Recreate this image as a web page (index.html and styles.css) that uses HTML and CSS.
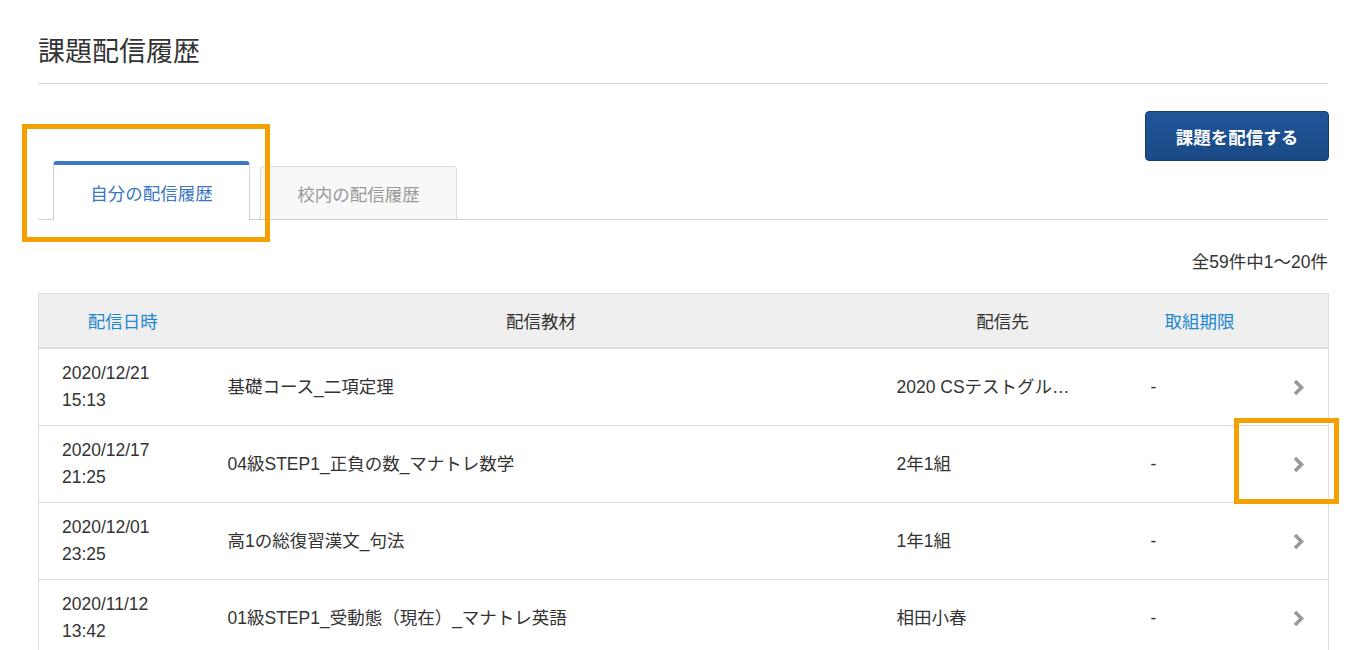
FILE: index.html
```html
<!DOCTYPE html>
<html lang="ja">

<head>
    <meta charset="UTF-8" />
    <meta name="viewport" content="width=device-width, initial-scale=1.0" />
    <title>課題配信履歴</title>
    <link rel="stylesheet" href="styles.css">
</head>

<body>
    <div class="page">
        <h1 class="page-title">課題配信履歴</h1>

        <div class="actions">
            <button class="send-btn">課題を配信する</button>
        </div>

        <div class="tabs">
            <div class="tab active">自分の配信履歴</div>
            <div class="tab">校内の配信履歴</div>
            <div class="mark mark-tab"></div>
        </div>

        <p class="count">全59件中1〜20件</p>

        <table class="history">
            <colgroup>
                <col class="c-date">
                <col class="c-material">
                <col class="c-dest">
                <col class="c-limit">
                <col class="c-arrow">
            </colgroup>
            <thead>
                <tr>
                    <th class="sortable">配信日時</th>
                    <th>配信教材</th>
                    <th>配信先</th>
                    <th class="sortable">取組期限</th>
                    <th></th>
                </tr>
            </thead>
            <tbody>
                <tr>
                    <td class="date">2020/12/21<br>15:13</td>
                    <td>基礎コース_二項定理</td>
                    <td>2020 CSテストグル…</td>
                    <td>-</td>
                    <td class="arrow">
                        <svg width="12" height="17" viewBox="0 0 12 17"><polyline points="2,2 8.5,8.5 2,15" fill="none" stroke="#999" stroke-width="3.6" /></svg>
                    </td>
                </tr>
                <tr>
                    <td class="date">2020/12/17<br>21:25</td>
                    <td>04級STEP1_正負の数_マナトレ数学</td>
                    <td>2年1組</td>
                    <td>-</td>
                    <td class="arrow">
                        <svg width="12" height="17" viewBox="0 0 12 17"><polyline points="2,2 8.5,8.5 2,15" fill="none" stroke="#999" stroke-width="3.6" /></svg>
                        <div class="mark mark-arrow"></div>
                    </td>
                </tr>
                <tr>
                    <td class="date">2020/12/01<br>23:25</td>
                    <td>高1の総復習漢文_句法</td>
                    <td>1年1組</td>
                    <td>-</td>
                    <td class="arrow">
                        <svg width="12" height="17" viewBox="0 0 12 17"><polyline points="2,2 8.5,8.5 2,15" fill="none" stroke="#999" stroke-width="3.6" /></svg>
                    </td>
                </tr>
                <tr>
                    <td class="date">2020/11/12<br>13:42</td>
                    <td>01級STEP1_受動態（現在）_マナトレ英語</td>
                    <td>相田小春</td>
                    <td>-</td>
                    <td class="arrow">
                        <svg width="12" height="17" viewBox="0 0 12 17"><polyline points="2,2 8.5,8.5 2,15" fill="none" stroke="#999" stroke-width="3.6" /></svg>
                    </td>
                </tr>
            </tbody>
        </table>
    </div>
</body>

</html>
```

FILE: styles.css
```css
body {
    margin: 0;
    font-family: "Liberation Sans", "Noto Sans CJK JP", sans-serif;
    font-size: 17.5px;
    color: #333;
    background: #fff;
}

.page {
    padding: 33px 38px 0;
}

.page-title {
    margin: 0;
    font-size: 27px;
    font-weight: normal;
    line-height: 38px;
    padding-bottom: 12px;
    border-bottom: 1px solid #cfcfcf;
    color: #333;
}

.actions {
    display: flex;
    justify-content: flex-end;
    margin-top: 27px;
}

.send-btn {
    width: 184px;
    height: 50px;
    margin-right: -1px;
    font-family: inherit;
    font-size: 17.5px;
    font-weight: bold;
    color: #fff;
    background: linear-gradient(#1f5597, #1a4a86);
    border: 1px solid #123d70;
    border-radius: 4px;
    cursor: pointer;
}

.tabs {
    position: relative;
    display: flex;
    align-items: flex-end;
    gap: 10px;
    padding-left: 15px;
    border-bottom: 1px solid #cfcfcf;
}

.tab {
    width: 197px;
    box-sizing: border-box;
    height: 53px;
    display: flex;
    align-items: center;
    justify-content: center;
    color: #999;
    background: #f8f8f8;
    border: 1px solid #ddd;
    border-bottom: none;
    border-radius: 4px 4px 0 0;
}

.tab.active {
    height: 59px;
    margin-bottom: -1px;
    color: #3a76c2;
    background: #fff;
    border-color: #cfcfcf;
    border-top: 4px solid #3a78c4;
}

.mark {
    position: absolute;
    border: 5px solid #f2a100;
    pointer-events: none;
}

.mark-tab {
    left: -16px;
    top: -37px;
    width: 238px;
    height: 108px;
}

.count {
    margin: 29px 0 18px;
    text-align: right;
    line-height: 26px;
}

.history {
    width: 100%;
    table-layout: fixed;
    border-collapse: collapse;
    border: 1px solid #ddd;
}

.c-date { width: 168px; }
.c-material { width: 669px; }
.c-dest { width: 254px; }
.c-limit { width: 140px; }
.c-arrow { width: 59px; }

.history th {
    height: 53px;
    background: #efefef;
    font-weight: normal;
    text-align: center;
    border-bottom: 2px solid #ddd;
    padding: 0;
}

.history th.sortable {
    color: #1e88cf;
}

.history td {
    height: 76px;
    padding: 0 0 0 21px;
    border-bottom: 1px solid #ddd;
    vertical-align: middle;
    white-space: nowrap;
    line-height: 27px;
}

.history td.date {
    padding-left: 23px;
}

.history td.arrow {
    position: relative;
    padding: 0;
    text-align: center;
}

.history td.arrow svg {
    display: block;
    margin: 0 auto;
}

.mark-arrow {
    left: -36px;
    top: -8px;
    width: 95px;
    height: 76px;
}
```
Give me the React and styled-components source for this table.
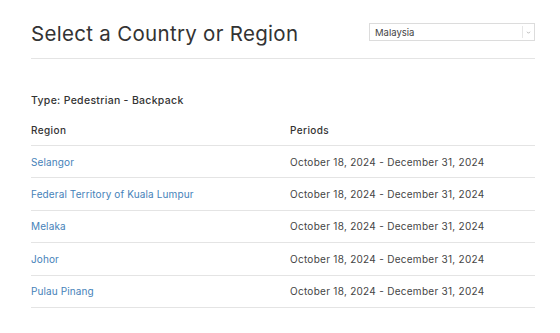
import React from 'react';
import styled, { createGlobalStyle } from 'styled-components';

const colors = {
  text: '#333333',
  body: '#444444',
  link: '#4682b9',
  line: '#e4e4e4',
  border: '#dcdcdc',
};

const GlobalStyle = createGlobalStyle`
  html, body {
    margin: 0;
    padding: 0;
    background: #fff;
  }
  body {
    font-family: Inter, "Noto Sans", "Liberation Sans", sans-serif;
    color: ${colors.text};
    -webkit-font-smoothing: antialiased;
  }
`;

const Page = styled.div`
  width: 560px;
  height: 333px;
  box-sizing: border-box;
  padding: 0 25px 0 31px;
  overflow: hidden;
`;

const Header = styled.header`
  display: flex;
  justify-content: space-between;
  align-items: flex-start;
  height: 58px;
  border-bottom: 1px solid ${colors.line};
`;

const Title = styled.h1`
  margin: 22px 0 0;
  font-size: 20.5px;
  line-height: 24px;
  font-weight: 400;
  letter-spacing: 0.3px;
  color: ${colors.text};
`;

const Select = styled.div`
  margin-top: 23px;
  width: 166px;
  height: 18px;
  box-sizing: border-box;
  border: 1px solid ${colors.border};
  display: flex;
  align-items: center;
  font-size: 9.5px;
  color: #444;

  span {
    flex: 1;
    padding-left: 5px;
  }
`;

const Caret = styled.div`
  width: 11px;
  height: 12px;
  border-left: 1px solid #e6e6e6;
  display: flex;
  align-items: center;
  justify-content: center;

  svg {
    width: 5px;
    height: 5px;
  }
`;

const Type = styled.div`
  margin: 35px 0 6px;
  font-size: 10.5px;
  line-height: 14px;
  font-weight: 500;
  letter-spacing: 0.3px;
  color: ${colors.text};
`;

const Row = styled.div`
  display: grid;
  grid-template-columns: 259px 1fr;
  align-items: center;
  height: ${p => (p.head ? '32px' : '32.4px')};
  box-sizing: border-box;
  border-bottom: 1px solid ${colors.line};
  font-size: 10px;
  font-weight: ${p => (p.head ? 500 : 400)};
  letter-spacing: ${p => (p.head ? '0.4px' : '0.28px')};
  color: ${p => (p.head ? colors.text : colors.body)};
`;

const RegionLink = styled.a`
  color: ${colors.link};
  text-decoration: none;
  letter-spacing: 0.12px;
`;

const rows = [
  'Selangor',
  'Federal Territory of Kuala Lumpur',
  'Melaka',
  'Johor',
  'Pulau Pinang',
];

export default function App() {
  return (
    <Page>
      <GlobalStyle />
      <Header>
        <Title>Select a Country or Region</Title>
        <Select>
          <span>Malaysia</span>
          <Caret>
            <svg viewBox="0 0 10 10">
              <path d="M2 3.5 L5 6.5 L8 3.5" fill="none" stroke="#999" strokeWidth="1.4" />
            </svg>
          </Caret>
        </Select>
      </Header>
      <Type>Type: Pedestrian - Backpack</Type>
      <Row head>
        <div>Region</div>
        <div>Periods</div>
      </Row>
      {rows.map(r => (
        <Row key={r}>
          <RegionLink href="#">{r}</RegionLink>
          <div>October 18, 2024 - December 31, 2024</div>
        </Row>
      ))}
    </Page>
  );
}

==

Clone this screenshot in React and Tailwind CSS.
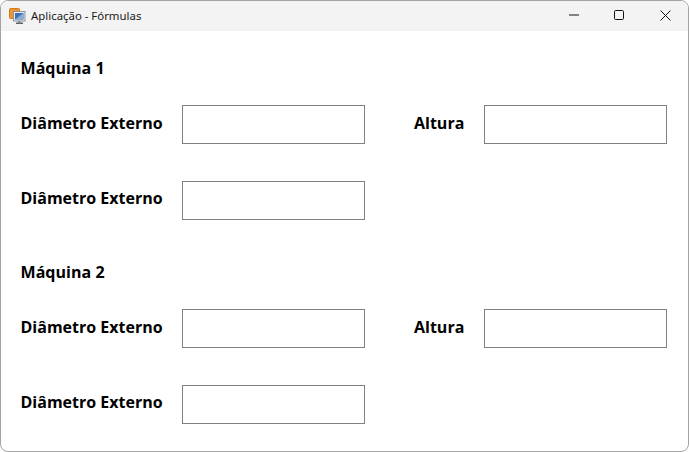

* [DESCRIPTION OF THE TASK]: Pull every line containing "this" from the data.

* [TASK RESULT]:
Recreate this image as a web page (index.html and styles.css) that uses HTML and CSS.
Give me the React and styled-components source for this table.
Clone this screenshot in React and Tailwind CSS.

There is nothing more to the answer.